The Industrial School children are of course kept separate from those of the Elementary School. The girls of the Industrial School work like busy bees at appointed tasks one half of the day, the other half is spent in receiving school instruction. The boys divide their time in the same manner. The Elementary school boys have a splendid band, composed of self-made musicians who can pick up all kinds of tunes by ear and perform on all kinds of instruments. They played a few selections for me and I declare I was surprised and am quite sure I would rather hear Mother Aquinas' boys than the Grand West Indian.

Some of the children whom I saw looking bright and happy had come to the Convent in a dying condition, but the sisters had worked hard to restore them to the wicked world and their efforts have not been unsuccessful.
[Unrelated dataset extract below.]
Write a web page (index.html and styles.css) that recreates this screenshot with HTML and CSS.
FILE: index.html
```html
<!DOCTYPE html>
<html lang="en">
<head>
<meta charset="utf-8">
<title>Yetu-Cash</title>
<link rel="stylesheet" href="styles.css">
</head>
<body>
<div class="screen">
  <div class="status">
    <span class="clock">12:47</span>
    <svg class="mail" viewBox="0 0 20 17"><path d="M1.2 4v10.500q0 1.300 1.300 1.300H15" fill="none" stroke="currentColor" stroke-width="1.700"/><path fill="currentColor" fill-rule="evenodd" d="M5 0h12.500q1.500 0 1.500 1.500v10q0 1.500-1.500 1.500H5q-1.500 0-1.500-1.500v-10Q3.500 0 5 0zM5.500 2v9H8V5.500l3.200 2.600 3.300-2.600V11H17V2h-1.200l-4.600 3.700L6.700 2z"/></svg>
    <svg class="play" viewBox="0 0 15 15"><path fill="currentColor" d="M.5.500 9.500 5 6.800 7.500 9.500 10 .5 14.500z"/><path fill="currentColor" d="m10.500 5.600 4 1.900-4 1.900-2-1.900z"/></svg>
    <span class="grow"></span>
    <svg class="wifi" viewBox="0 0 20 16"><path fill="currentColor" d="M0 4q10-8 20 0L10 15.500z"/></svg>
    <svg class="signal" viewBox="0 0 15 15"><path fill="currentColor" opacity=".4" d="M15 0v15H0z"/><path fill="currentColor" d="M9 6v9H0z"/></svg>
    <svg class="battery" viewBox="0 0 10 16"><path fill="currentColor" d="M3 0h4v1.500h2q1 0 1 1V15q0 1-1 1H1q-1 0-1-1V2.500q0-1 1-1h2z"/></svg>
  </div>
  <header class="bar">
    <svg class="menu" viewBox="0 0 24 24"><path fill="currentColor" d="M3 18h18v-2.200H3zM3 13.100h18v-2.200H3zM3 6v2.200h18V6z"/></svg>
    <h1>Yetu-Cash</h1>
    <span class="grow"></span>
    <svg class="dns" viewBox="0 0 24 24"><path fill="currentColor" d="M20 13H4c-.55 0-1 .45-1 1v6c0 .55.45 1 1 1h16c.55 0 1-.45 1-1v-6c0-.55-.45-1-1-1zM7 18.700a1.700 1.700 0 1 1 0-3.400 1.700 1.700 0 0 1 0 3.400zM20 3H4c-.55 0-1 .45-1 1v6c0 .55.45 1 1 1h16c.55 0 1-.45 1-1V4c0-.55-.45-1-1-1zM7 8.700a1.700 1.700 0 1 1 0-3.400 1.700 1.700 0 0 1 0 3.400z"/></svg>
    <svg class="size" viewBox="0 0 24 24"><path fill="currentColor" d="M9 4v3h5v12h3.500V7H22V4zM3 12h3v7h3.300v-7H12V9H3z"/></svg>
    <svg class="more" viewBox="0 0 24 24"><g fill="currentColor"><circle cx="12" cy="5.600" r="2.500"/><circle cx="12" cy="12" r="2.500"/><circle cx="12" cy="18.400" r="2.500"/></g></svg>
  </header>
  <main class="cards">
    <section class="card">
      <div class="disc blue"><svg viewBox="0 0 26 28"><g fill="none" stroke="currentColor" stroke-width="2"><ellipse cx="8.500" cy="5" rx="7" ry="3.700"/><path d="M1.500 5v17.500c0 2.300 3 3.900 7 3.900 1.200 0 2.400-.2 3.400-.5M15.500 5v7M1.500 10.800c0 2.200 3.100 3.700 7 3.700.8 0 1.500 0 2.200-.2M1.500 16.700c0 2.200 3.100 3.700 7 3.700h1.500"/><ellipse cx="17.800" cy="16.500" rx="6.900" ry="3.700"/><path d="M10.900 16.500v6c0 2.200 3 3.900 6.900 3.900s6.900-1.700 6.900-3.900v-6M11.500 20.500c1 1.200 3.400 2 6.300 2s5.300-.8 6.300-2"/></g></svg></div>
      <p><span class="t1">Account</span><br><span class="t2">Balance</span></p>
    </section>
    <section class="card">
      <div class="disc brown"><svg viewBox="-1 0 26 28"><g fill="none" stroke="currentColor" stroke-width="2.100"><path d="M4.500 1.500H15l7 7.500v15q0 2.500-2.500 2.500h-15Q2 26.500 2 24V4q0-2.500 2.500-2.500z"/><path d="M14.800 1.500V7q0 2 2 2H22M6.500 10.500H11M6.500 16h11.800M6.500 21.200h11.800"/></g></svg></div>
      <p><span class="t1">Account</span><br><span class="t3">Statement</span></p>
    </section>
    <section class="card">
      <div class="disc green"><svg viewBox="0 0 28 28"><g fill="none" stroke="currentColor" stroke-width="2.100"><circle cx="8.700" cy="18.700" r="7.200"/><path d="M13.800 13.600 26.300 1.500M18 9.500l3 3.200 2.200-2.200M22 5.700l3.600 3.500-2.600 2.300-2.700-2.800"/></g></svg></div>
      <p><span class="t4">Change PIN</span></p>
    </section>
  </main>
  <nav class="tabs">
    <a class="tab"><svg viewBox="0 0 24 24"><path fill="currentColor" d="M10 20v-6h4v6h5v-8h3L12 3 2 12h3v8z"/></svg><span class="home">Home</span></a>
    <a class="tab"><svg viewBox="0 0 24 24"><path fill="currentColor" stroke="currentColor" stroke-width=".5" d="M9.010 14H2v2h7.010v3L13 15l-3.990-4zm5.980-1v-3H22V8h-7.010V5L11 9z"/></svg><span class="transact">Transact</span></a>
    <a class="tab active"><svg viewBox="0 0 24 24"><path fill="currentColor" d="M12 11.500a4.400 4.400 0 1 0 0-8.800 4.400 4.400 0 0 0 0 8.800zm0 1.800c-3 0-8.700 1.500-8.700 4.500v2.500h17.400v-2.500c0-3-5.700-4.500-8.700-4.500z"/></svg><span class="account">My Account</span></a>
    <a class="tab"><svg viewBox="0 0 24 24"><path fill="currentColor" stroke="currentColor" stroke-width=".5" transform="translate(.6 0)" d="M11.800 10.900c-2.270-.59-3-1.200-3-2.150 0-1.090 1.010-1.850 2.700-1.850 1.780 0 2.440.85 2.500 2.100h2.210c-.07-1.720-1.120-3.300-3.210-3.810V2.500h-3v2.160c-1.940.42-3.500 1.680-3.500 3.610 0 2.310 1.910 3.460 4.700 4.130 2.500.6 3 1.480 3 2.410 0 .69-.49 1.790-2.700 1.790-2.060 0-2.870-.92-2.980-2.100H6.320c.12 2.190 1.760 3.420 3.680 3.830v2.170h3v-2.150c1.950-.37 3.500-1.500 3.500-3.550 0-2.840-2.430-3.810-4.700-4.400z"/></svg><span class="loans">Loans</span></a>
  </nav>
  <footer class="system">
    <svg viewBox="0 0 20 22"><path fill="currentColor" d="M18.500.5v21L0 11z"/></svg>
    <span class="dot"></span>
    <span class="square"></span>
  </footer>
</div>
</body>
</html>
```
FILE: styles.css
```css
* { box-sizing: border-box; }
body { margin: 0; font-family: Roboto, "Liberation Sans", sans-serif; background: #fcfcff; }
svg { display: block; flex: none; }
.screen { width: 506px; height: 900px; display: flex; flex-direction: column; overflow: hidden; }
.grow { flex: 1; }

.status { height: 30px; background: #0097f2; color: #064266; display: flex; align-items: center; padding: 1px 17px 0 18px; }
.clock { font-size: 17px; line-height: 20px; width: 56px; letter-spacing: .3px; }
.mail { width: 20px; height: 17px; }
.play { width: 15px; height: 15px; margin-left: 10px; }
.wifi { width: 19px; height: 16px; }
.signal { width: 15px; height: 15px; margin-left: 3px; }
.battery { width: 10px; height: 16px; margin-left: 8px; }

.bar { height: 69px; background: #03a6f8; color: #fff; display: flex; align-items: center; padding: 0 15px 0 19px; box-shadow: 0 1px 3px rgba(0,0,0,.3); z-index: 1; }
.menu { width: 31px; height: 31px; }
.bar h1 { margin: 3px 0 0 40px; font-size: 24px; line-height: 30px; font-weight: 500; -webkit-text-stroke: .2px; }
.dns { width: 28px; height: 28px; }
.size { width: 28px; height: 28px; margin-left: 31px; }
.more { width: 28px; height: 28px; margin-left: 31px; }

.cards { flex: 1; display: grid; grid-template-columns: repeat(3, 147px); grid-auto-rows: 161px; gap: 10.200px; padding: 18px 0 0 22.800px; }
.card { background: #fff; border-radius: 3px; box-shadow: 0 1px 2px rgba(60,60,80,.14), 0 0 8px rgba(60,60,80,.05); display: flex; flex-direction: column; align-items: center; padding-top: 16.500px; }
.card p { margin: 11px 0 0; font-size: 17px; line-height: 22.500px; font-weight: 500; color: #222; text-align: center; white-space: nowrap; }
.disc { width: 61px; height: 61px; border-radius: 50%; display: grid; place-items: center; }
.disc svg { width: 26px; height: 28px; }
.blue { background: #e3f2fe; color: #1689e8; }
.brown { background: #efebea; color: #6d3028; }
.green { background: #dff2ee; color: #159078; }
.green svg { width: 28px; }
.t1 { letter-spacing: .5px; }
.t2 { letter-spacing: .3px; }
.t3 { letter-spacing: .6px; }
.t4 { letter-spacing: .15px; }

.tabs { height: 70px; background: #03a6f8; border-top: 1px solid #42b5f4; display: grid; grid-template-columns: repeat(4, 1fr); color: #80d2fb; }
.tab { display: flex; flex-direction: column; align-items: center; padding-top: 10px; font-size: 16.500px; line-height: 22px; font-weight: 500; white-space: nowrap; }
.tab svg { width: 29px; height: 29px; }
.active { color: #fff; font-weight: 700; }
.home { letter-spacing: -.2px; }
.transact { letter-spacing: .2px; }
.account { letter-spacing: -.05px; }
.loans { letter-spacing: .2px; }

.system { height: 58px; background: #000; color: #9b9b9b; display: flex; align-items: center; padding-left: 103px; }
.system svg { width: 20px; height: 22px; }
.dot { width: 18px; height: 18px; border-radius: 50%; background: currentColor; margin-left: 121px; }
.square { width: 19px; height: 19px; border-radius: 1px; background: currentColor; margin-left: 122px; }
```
The Industrial school boys are taught gardening, carpentering and painting, the girls everything that will make them good domestic servants. They will never set the world on fire, but they will be able to work and get enough to eat, and what more can a boy or girl sigh for.

If they lived in America or even in the old country, it might be worthwhile to have some ambition, but in Jamaica the wise ones are they who hope for little. If they must have an ambition, let them place it on things heavenly and not on things earthly. Come to think of it—I believe that's just what they do. Being denied the opportunity of rising on earth, the Jamaicans go much to church, no doubt thinking thereby to rise to Heaven.

There is no sneer in my remarks. I merely write my thoughts as they come to me, and can assure you I felt real good as I stood in the pretty Convent of Mercy Chapel and confessed to myself that happiness is possible even to those who dare not try their wings.

"Where Nature's harps are all in tune,
A calm or a still on life's rough sea.
A place where it is always afternoon."